I have an idea for how you could get a third litterbox available to the kitties. How big is your dog? ...and how athletic/determined to get in the cat's litterbox? Many people buy Rubbermaid or Sterlite containers with lids and cut a hole in the top for the cats to get in/out but keeps litter in ...and dogs out! Maybe you could try that?
h


----------



## GeorgeMichael (Jan 9, 2009)

> I have an idea for how you could get a third litterbox available to the kitties. How big is your dog? ...and how athletic/determined to get in the cat's litterbox? Many people buy Rubbermaid or Sterlite containers with lids and cut a hole in the top for the cats to get in/out but keeps litter in ...and dogs out! Maybe you could try that?

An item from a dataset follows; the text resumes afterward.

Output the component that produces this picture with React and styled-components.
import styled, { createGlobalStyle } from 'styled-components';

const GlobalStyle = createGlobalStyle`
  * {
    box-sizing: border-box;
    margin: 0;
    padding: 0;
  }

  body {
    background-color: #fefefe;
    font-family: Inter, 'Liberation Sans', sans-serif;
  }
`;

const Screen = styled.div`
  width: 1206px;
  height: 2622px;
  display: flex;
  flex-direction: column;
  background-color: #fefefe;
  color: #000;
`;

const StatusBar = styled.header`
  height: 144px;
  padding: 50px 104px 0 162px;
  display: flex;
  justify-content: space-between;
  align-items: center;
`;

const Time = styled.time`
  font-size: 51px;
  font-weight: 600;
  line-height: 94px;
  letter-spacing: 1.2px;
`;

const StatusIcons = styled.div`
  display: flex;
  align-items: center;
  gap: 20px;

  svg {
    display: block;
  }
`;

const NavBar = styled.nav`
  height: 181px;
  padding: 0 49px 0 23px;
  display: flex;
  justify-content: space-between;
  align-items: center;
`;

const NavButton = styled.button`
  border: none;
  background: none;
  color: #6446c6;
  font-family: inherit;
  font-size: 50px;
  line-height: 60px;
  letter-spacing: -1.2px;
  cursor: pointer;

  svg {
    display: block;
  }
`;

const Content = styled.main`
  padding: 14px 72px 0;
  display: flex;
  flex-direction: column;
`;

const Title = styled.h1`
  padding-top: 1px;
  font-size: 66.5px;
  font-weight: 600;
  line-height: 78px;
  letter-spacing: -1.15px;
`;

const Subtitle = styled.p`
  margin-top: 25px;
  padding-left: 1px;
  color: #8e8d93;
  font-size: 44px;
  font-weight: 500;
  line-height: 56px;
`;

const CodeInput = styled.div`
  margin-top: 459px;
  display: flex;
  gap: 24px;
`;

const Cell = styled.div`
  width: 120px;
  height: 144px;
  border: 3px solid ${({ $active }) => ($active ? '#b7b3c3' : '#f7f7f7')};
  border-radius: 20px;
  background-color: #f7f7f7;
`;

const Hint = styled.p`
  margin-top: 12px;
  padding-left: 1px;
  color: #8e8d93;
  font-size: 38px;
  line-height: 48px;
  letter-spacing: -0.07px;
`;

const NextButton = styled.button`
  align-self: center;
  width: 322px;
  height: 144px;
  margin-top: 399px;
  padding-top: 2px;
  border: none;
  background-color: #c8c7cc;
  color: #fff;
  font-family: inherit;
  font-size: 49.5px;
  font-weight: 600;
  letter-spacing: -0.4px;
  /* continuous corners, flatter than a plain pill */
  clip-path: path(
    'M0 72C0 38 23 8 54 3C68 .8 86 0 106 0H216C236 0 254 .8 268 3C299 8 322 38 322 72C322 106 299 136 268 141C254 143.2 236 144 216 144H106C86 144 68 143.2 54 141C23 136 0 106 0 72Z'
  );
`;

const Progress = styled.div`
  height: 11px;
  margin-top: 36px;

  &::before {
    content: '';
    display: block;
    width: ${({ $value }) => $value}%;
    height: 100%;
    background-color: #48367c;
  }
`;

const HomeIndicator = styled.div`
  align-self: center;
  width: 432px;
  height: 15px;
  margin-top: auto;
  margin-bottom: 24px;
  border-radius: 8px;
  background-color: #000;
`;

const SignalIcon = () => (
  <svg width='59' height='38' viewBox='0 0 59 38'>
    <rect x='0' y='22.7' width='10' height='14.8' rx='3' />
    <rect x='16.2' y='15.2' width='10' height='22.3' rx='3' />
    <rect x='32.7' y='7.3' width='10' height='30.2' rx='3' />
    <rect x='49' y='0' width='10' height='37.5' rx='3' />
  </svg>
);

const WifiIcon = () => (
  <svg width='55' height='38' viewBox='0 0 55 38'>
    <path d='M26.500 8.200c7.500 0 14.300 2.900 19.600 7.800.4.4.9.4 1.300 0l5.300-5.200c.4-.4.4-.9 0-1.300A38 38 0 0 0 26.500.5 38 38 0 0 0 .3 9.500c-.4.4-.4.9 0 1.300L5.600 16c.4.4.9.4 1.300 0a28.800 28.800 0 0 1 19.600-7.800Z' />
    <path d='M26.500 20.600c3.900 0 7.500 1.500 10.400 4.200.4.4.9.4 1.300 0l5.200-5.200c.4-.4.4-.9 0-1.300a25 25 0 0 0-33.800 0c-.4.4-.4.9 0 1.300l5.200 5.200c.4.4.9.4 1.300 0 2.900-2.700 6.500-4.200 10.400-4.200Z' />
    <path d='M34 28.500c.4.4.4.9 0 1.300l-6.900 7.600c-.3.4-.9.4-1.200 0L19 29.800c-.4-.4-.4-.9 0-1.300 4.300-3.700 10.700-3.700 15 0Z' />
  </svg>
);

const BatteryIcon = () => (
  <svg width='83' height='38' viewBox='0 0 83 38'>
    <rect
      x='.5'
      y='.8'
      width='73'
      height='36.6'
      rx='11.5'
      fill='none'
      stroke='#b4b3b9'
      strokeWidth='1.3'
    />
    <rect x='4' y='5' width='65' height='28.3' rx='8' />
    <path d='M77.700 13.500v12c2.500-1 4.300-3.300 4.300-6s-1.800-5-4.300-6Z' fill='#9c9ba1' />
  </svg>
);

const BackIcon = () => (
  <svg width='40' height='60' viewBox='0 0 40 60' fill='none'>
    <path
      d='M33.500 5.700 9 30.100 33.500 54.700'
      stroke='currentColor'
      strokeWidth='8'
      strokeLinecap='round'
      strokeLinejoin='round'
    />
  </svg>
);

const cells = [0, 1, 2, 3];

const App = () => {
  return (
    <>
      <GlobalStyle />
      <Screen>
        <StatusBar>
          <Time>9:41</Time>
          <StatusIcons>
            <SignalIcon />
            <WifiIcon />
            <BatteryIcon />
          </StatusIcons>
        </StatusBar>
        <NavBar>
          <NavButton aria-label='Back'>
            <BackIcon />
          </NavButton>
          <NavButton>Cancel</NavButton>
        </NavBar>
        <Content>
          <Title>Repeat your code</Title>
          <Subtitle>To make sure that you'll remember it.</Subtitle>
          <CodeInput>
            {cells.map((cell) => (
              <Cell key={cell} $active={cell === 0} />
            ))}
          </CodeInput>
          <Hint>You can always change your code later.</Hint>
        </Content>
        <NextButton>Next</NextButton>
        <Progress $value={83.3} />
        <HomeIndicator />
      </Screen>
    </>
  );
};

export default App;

Good idea, I was thinking about something along those lines, and I think that's what I'm going to have to do. The dog is large (a small large, but still) and so far I haven't ever seen her all that determined to get to the litter box...if she tried hard enough she COULD get to their current box, but she never has. It _IS_ quite out of the way though, so we'll see once there is one right in her living room.

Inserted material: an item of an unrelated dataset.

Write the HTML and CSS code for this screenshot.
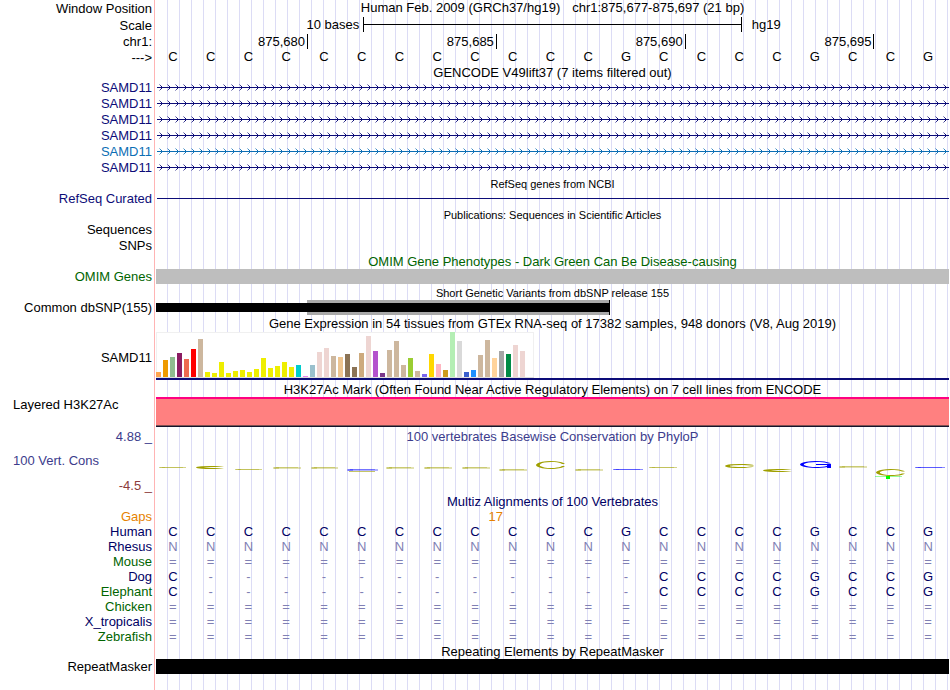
FILE: index.html
```html
<!DOCTYPE html>
<html lang="en">
<head>
    <meta charset="UTF-8">
    <meta name="viewport" content="width=device-width, initial-scale=1.0">
    <title>Human chr1:875,677-875,697</title>
    <link rel="stylesheet" href="styles.css">
</head>
<body>
    <main class="browser">
        <div class="row ruler">
            <div class="label">Window Position</div>
            <div class="title position"><span>Human Feb. 2009 (GRCh37/hg19)</span><span>chr1:875,677-875,697 (21 bp)</span></div>
        </div>
        <div class="row ruler">
            <div class="label">Scale</div>
            <div class="scale">
                <span class="scale-text">10 bases</span>
                <span class="scale-bar"></span>
                <span class="scale-db">hg19</span>
            </div>
        </div>
        <div class="row coords-row">
            <div class="label">chr1:</div>
            <div class="cells coords">
                <span class="first">875,680</span>
                <span>875,685</span>
                <span>875,690</span>
                <span>875,695</span>
            </div>
        </div>
        <div class="row bases-row">
            <div class="label">---&gt;</div>
            <div class="cells" data-seq="CCCCCCCCCCCCGCCCCGCCG"></div>
        </div>

        <div class="row short"><div class="title">GENCODE V49lift37 (7 items filtered out)</div></div>
        <div id="genes"></div>

        <div class="row short"><div class="title small">RefSeq genes from NCBI</div></div>
        <div class="row">
            <div class="label navy">RefSeq Curated</div>
            <div class="intron"></div>
        </div>

        <div class="row short"><div class="title small">Publications: Sequences in Scientific Articles</div></div>
        <div class="row"><div class="label">Sequences</div></div>
        <div class="row"><div class="label">SNPs</div></div>

        <div class="row short"><div class="title green">OMIM Gene Phenotypes - Dark Green Can Be Disease-causing</div></div>
        <div class="row">
            <div class="label green">OMIM Genes</div>
            <div class="block omim"></div>
        </div>

        <div class="row short"><div class="title small">Short Genetic Variants from dbSNP release 155</div></div>
        <div class="row">
            <div class="label">Common dbSNP(155)</div>
            <div class="cells snps">
                <div class="snp-range"></div>
                <div class="snp"></div>
            </div>
        </div>

        <div class="row"><div class="title">Gene Expression in 54 tissues from GTEx RNA-seq of 17382 samples, 948 donors (V8, Aug 2019)</div></div>
        <div class="row gtex-row">
            <div class="label">SAMD11</div>
            <div class="gtex"><div class="bars" id="bars"></div></div>
        </div>

        <div class="row short"><div class="title">H3K27Ac Mark (Often Found Near Active Regulatory Elements) on 7 cell lines from ENCODE</div></div>
        <div class="row h3k-row">
            <div class="label left">Layered H3K27Ac</div>
            <div class="h3k"></div>
        </div>

        <div class="row short">
            <div class="label cons">4.88 _</div>
            <div class="title cons">100 vertebrates Basewise Conservation by PhyloP</div>
        </div>
        <div class="row cons-row">
            <div class="cons-labels">
                <div class="label left cons">100 Vert. Cons</div>
                <div class="label low">-4.5 _</div>
            </div>
            <svg class="logo" id="logo" viewBox="0 0 793 50" preserveAspectRatio="none"></svg>
        </div>

        <div class="row short"><div class="title dark">Multiz Alignments of 100 Vertebrates</div></div>
        <div class="row short">
            <div class="label orange">Gaps</div>
            <div class="cells"><span class="gap-count">17</span></div>
        </div>
        <div id="alignments"></div>

        <div class="row short"><div class="title">Repeating Elements by RepeatMasker</div></div>
        <div class="row">
            <div class="label">RepeatMasker</div>
            <div class="block repeat"></div>
        </div>
    </main>

    <script>
        const svgNS = 'http://www.w3.org/2000/svg';

        function fillCells(container, seq) {
            for (const base of seq) {
                const cell = document.createElement('span');
                cell.textContent = base;
                if (!'CG'.includes(base)) cell.className = 'faint';
                container.appendChild(cell);
            }
        }

        document.querySelectorAll('[data-seq]').forEach(el => fillCells(el, el.dataset.seq));

        // Transcripts: the colour class is shared by the label and the intron line
        const genes = document.getElementById('genes');
        ['navy', 'navy', 'navy', 'navy', 'blue', 'navy'].forEach((color, i) => {
            genes.insertAdjacentHTML('beforeend', `
                <div class="row ${color}">
                    <div class="label">SAMD11</div>
                    <svg class="transcript" shape-rendering="crispEdges">
                        <pattern id="arrow${i}" width="8" height="16" patternUnits="userSpaceOnUse">
                            <path d="M5 6h1v1h-1zM5 8h1v1h-1zM6 7h1v1h-1z" fill="currentColor"/>
                            <path d="M4 5h1v1h-1zM4 9h1v1h-1z" fill="currentColor" opacity="0.8"/>
                            <path d="M3 4h1v1h-1zM3 10h1v1h-1z" fill="currentColor" opacity="0.4"/>
                        </pattern>
                        <rect x="1" y="7" width="100%" height="1" fill="currentColor"/>
                        <rect width="100%" height="16" fill="url(#arrow${i})"/>
                    </svg>
                </div>`);
        });

        // Median expression per tissue: [height, colour]
        const tissues = [
            [5, '#ffa54f'], [17, '#ee9a00'], [20, '#8fbc8f'], [24, '#8b1c62'], [18, '#ee6a50'], [28, '#ff0000'],
            [38, '#cdb79e'], [5, '#eeee00'], [4, '#eeee00'], [15, '#eeee00'], [4, '#eeee00'], [6, '#eeee00'],
            [7, '#eeee00'], [5, '#eeee00'], [8, '#eeee00'], [19, '#eeee00'], [9, '#eeee00'], [11, '#eeee00'],
            [15, '#eeee00'], [10, '#eeee00'], [12, '#00cdcd'], [1, '#ee82ee'], [12, '#9ac0cd'], [25, '#eed5d2'],
            [29, '#eed5d2'], [21, '#cdb79e'], [20, '#eec591'], [23, '#8b7355'], [10, '#8b7355'], [24, '#cdaa7d'],
            [41, '#eed5d2'], [26, '#b452cd'], [4, '#7a378b'], [27, '#cdb79e'], [36, '#cdb79e'], [12, '#cdb79e'],
            [19, '#9acd32'], [6, '#cdb79e'], [3, '#7a67ee'], [23, '#ffd700'], [13, '#ffb6c1'], [7, '#cd9b1d'],
            [45, '#b4eeb4'], [36, '#d9d9d9'], [5, '#3a5fcd'], [7, '#1e90ff'], [22, '#cdb79e'], [37, '#cdb79e'],
            [19, '#ffd39b'], [26, '#a6a6a6'], [23, '#008b45'], [32, '#eed5d2'], [26, '#eed5d2'], [0, '#ff00ff']
        ];
        const bars = document.getElementById('bars');
        tissues.forEach(([height, color]) => {
            const bar = document.createElement('span');
            bar.style.height = height + 'px';
            bar.style.backgroundColor = color;
            bars.appendChild(bar);
        });

        // Conservation scores: [x, top, width, height, colour]
        const olive = '#a0a000';
        const blue = '#0000ff';
        const scores = [
            [3, 23, 27, 1, olive], [40, 22, 28, 3, olive], [79, 25, 27, 1, olive], [117, 23, 28, 2, olive],
            [155, 23, 27, 2, olive], [191, 25, 31, 2, blue], [230, 23, 28, 2, olive], [268, 23, 28, 2, olive],
            [306, 23, 28, 2, olive], [343, 25, 28, 2, olive], [380, 17, 29, 8, olive], [419, 25, 28, 2, olive],
            [457, 25, 30, 1, blue], [493, 23, 28, 1, olive], [569, 20, 29, 4, olive], [607, 25, 29, 3, olive],
            [644, 17, 31, 7, blue], [683, 22, 28, 2, olive], [720, 25, 29, 7, olive], [759, 23, 30, 1, blue]
        ];
        const logo = document.getElementById('logo');

        function addPath(d, color, opacity) {
            const path = document.createElementNS(svgNS, 'path');
            path.setAttribute('d', d);
            path.setAttribute('fill', color);
            path.setAttribute('opacity', opacity);
            logo.appendChild(path);
        }

        scores.forEach(([x, y, w, h, color]) => {
            if (h < 3) {
                // low scores flatten to a bar with faded ends
                addPath(`M${x} ${y}h${w}v${h}h-${w}z`, color, h === 1 ? 0.45 : 0.3);
                addPath(`M${x + 3} ${y}h${w - 6}v1h-${w - 6}z`, color, 0.35);
                addPath(`M${x + 1} ${y}h5v${h}h-5z`, color, 0.3);
                return;
            }
            const r = x + w;
            const top = y + h * 0.36;
            const bottom = y + h * 0.64;
            addPath(`M${r} ${top}A${w / 1.96} ${h / 2} 0 1 0 ${r} ${bottom}H${r - 3}` +
                `A${(w - 7) / 1.9} ${h / 2 - 1} 0 1 1 ${r - 3} ${top}z`, color, 1);
        });
        addPath('M660 20h15v4h-4v-3h-11z', blue, 1);
        addPath('M193 27h26v1h-26z', olive, 0.6);
        addPath('M719 32h27v1h-27z', '#00ff00', 0.4);
        addPath('M730 32h4v3h-4z', '#00ff00', 1);

        // Species alignments
        const gapRow = '='.repeat(21);
        const partial = 'C' + '-'.repeat(12) + 'CCCCGCCG';
        const species = [
            ['Human', 'dark', 'CCCCCCCCCCCCGCCCCGCCG'],
            ['Rhesus', 'dark', 'N'.repeat(21)],
            ['Mouse', 'green', gapRow],
            ['Dog', 'dark', partial],
            ['Elephant', 'green', partial],
            ['Chicken', 'green', gapRow],
            ['X_tropicalis', 'dark', gapRow],
            ['Zebrafish', 'green', gapRow]
        ];
        const alignments = document.getElementById('alignments');
        species.forEach(([name, color, seq]) => {
            const row = document.createElement('div');
            row.className = 'row short';
            row.innerHTML = `<div class="label ${color}">${name}</div><div class="cells dark"></div>`;
            fillCells(row.lastElementChild, seq);
            alignments.appendChild(row);
        });
    </script>
</body>
</html>
```
FILE: styles.css
```css
* {
    box-sizing: border-box;
}

body {
    margin: 0;
    padding-right: 1px;
    background-color: #fff;
    color: #000;
    font-family: "Liberation Sans", Arial, sans-serif;
    font-size: 13px;
    line-height: 15px;
}

/* Pink divider and the light guide lines run behind every track */
.browser {
    min-height: 100vh;
    background-image:
        linear-gradient(#ffb4b4, #ffb4b4),
        repeating-linear-gradient(to right, #dcdcf5 0, #dcdcf5 1px, transparent 1px, transparent 12px);
    background-size: 1px 100%, auto;
    background-position: 154px 0, 167px 0;
    background-repeat: no-repeat;
}

.row {
    display: grid;
    grid-template-columns: 154px 1fr;
    column-gap: 2px;
    min-height: 16px;
}

.row.short {
    min-height: 15px;
}

.row.ruler {
    min-height: 17px;
}

.label {
    padding-right: 2px;
    text-align: right;
    white-space: nowrap;
}

.ruler .label,
.bases-row .label {
    padding-top: 1px;
}

.label.left {
    padding-left: 13px;
    text-align: left;
}

.title {
    grid-column: 2;
    text-align: center;
    white-space: nowrap;
}

.title.small {
    height: 15px;
    font-size: 11px;
    line-height: 17px;
}

.position span + span {
    margin-left: 12px;
}

.navy {
    color: #0c0c78;
}

.blue {
    color: #0c6eb4;
}

.green {
    color: #006400;
}

.dark {
    color: #000064;
}

.cons {
    color: #3c3c8c;
}

.low {
    color: #8c3c3c;
}

.orange,
.gap-count {
    color: #e68200;
}

/* Scale and coordinates */
.scale {
    display: grid;
    grid-template-columns: 1fr calc(47.6% + 1px) 1fr;
}

.scale-text {
    padding-right: 4px;
    text-align: right;
}

.scale-bar {
    height: 15px;
    border: solid #000;
    border-width: 0 1px;
    background: linear-gradient(#000, #000) 0 7px / 100% 1px no-repeat;
}

.scale-db {
    padding-left: 10px;
}

.cells {
    display: grid;
    grid-template-columns: repeat(21, 1fr);
}

.cells span {
    padding-right: 4px;
    text-align: center;
}

.coords-row {
    min-height: 15px;
}

.coords span {
    grid-column: span 5;
    height: 15px;
    margin-right: -1px;
    padding-right: 2px;
    border-right: 1px solid #000;
    text-align: right;
}

.coords .first {
    grid-column: span 4;
}

.cells .faint {
    color: #8080b4;
}

.cells .gap-count {
    grid-column: 9 / span 2;
    padding-right: 0;
}

/* Gene tracks */
.transcript {
    display: block;
    width: 100%;
    height: 16px;
}

.intron {
    height: 1px;
    margin: 7px 0 0 1px;
    background-color: #0c0c78;
}

.block {
    height: 15px;
}

.omim {
    background-color: #bebebe;
}

.repeat {
    background-color: #000;
}

.snps {
    height: 15px;
    align-items: center;
}

.snp-range {
    grid-column: 5 / 13;
    grid-row: 1;
    height: 15px;
    margin-right: -1px;
    background-color: #a9a9a9;
    border-right: 1px solid #000;
}

.snp {
    grid-column: 1 / 13;
    grid-row: 1;
    height: 9px;
    background-color: #000;
}

/* GTEx expression */
.gtex-row {
    min-height: 50px;
}

.gtex-row .label {
    padding-top: 18px;
}

.gtex {
    height: 48px;
    border-bottom: 2px solid #0c0c78;
}

.bars {
    display: flex;
    align-items: flex-end;
    gap: 2px;
    width: 378px;
    height: 46px;
    background-color: #fff;
    border-bottom: 1px solid #dcdcdc;
    box-shadow: inset 0 1px #f0f0f0, inset 1px 0 #f0f0f0, inset -1px 0 #f0f0f0;
}

.bars span {
    width: 5px;
}

.h3k-row {
    min-height: 32px;
}

.h3k {
    height: 30px;
    background-color: #ff8080;
    border-top: 2px solid #ff0080;
    border-bottom: 1px solid #14142d;
    box-shadow: inset 0 -1px #805050;
}

/* Conservation */
.cons-row {
    min-height: 50px;
}

.cons-labels {
    display: flex;
    flex-direction: column;
    justify-content: space-between;
    padding: 9px 0 1px;
}

.logo {
    display: block;
    width: 100%;
    height: 50px;
}
```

Thanks for the ideas again guys!


----------



## Mitts & Tess (Sep 4, 2004)

The Hermitage No Kill shelter started a piddle program for their cats which were released to them because of this issue. Take a look at the website about what they did to resolve this. http://www.hermitagecatshelter.org/piddle_program.html

We had a foster kitten who started peeing on the foster familys bed. We had him tested and found out he had coccidia. Treated him and it resolved the issue. You just never know.


----------